<<<<
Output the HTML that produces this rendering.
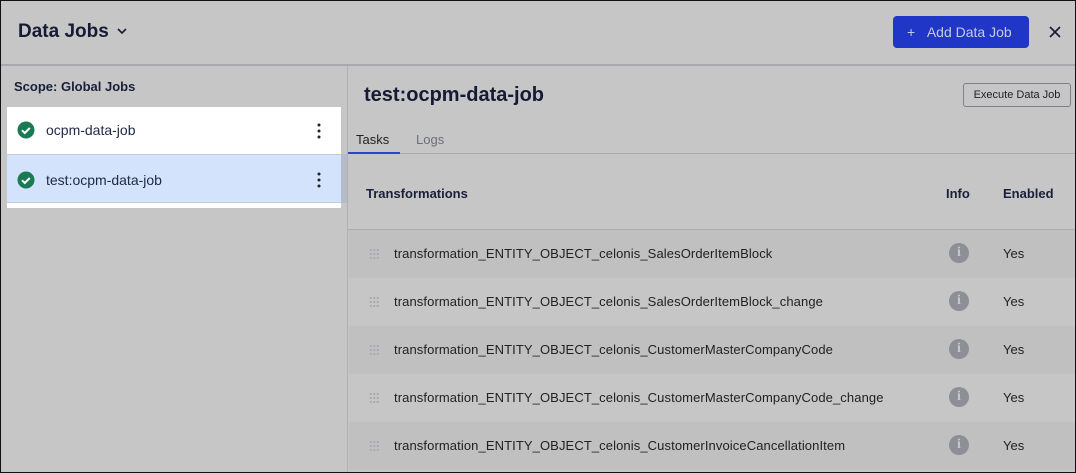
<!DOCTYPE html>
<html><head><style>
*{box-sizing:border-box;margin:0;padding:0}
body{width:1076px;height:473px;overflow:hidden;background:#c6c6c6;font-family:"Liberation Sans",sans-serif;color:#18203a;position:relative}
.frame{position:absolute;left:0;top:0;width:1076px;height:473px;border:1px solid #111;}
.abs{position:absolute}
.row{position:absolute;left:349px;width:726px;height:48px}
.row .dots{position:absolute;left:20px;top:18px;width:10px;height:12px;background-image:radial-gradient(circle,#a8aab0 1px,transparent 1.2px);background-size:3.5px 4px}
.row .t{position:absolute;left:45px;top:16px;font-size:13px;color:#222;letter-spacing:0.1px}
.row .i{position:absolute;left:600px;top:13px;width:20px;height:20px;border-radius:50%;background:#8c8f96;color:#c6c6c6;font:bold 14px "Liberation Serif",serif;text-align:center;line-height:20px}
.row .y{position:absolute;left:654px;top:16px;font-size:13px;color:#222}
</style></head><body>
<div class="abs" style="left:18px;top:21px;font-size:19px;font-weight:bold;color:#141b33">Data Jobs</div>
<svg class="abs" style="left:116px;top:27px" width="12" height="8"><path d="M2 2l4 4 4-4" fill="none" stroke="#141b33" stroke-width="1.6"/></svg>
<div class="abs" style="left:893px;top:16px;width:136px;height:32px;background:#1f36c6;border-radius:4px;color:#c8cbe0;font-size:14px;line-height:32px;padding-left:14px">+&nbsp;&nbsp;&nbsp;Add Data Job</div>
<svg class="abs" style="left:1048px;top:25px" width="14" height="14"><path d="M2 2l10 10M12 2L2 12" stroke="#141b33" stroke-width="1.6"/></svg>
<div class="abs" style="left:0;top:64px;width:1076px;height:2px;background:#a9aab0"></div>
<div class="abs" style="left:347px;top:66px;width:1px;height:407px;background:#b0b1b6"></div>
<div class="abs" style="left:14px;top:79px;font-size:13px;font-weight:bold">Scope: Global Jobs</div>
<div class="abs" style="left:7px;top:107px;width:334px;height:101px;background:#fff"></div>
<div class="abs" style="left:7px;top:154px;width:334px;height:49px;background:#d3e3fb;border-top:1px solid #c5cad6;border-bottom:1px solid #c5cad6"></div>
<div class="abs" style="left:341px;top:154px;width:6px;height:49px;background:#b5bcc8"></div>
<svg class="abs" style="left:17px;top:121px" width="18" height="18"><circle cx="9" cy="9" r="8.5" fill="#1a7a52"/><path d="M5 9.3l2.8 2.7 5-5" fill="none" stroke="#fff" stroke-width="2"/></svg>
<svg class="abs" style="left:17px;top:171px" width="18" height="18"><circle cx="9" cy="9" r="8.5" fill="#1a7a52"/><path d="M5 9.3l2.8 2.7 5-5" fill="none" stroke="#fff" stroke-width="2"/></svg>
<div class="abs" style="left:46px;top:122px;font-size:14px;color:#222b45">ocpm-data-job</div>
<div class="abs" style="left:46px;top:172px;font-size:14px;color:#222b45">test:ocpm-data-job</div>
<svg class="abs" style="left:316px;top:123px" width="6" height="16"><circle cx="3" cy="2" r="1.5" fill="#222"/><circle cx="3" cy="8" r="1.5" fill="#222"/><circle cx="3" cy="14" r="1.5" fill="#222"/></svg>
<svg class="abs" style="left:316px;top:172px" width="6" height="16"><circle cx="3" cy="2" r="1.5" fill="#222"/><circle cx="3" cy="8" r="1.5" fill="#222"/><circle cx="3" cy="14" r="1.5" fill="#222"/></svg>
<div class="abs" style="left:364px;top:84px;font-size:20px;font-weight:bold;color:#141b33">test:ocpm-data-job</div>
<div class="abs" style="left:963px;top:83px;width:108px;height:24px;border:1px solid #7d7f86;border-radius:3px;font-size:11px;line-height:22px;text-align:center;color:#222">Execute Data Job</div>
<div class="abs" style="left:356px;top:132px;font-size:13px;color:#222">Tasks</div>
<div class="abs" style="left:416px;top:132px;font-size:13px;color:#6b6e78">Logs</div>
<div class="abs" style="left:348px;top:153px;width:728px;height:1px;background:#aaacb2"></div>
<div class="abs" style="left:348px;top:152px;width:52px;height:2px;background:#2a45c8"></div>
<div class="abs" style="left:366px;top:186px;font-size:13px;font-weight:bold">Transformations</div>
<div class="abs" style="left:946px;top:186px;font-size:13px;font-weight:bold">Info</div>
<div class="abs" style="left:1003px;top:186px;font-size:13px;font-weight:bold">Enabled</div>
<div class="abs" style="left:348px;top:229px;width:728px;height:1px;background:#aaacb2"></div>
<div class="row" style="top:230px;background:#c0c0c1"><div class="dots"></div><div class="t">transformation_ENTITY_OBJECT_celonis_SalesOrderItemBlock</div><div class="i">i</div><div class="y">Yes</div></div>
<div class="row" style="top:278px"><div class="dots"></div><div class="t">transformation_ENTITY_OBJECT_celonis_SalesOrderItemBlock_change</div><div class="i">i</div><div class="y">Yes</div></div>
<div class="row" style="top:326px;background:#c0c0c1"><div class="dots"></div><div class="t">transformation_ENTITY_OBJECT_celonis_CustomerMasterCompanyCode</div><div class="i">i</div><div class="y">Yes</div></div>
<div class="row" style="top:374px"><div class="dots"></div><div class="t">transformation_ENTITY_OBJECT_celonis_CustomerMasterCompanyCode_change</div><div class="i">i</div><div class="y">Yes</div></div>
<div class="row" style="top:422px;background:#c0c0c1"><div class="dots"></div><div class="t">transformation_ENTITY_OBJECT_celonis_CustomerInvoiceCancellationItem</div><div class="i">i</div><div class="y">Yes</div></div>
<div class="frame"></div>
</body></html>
>>>>
<<<<
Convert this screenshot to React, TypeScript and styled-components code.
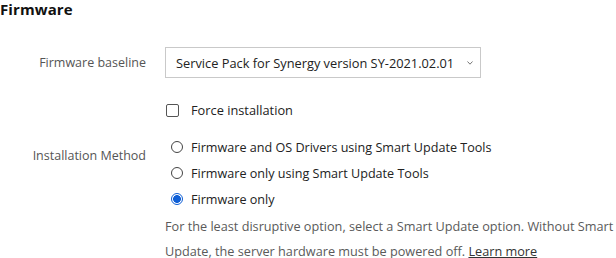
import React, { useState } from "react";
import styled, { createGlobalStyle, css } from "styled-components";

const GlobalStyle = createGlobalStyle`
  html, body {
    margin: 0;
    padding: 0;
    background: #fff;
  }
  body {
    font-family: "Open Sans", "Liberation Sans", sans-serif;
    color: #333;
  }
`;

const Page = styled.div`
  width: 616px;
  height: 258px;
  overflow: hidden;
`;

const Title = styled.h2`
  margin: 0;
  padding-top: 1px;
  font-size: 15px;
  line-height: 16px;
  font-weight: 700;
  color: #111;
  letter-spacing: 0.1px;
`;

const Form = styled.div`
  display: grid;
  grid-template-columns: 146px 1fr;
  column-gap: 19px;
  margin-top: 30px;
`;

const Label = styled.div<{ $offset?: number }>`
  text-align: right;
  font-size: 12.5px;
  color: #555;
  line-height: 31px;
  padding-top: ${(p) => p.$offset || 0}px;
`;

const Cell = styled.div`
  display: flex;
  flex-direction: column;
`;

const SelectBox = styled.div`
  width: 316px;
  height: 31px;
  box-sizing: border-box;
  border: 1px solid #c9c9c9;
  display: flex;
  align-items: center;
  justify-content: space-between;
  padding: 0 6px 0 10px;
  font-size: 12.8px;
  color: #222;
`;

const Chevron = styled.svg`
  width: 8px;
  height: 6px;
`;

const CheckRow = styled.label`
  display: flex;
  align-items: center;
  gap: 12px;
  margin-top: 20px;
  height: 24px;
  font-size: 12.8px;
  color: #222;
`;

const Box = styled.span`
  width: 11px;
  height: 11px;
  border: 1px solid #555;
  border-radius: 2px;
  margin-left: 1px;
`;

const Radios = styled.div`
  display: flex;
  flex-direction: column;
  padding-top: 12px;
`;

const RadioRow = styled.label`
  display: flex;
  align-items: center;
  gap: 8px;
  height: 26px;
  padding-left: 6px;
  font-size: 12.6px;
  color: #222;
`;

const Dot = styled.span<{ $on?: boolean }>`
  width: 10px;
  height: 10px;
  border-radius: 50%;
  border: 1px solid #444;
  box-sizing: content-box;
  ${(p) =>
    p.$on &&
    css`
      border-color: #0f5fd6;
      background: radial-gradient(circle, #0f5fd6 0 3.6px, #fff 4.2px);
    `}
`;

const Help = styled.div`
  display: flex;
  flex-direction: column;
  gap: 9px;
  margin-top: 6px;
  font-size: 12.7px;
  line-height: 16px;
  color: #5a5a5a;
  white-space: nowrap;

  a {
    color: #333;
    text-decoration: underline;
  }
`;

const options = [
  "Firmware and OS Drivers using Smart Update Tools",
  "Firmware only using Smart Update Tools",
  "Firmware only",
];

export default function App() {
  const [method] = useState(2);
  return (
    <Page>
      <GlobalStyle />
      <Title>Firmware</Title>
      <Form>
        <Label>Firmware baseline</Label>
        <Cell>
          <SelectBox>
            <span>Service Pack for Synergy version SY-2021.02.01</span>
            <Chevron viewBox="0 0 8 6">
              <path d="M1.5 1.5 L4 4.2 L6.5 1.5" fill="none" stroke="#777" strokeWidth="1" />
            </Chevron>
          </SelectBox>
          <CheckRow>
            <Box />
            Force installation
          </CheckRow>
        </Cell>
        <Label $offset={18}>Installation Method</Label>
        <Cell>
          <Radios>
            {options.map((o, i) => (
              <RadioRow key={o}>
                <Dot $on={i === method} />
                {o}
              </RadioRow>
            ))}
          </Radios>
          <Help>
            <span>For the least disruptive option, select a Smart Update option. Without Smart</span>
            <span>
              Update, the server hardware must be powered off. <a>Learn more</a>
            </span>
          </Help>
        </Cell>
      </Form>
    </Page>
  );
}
>>>>
<<<<
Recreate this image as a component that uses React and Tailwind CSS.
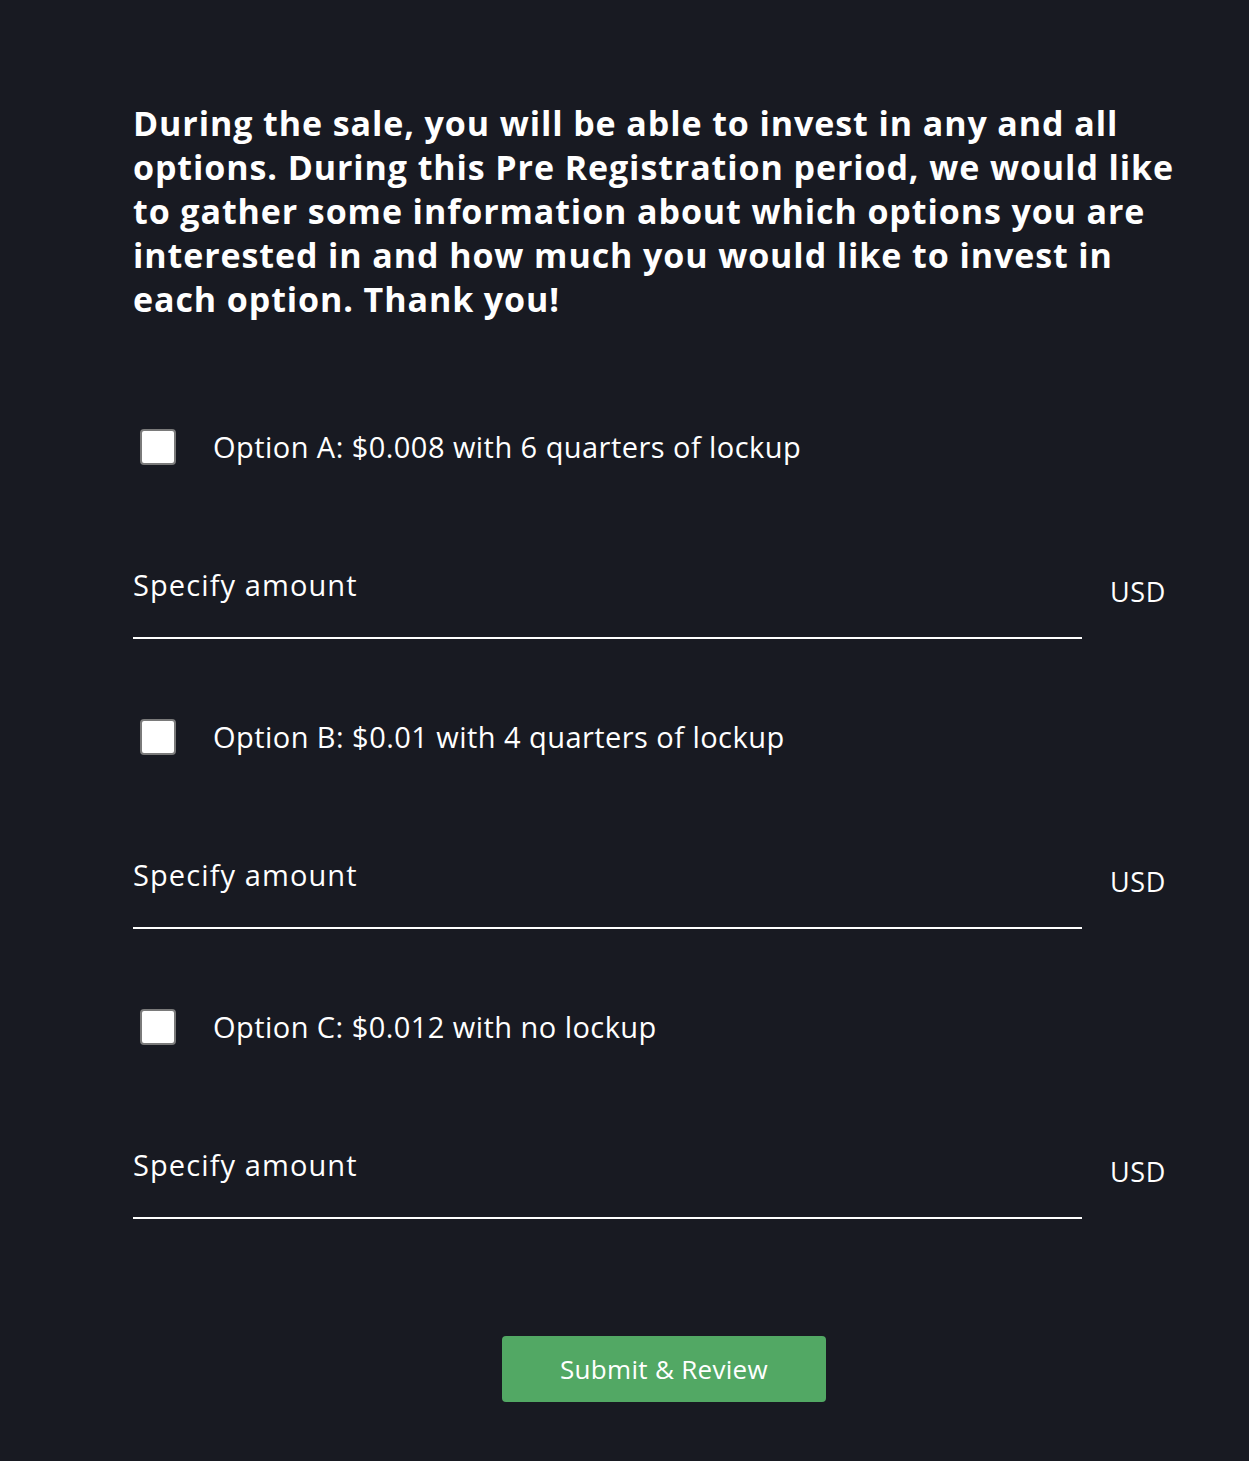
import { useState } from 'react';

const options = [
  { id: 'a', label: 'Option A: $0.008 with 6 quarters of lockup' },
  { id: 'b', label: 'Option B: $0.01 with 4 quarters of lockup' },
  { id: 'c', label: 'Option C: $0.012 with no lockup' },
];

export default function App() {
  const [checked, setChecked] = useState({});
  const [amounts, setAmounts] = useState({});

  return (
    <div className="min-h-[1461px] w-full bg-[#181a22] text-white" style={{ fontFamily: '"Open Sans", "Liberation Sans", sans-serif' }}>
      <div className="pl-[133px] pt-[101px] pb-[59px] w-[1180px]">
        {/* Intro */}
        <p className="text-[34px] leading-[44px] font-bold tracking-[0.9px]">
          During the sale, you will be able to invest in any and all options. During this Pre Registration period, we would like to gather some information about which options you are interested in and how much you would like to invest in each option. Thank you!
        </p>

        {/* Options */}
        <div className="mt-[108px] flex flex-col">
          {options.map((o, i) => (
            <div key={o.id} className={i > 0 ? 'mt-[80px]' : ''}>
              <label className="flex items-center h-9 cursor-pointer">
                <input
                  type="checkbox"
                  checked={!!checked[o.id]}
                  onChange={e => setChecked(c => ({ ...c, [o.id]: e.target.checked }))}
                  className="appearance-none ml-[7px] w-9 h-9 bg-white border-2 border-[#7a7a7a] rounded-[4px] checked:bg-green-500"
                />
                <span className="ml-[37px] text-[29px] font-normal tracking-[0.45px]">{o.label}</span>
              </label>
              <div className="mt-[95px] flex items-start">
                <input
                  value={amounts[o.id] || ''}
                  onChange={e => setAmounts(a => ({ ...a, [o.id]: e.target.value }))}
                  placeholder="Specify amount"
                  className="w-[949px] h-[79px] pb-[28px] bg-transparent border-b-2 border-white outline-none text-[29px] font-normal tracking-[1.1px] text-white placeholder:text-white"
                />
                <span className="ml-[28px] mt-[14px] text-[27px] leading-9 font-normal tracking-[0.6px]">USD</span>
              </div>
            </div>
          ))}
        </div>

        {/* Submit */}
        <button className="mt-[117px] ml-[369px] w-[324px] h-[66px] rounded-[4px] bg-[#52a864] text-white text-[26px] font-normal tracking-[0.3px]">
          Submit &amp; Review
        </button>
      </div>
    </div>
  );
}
>>>>
> _Stated goal_
Determine how many lines of the listing hold the word "image" and reply with that figure alone.

> _Problem solution_
2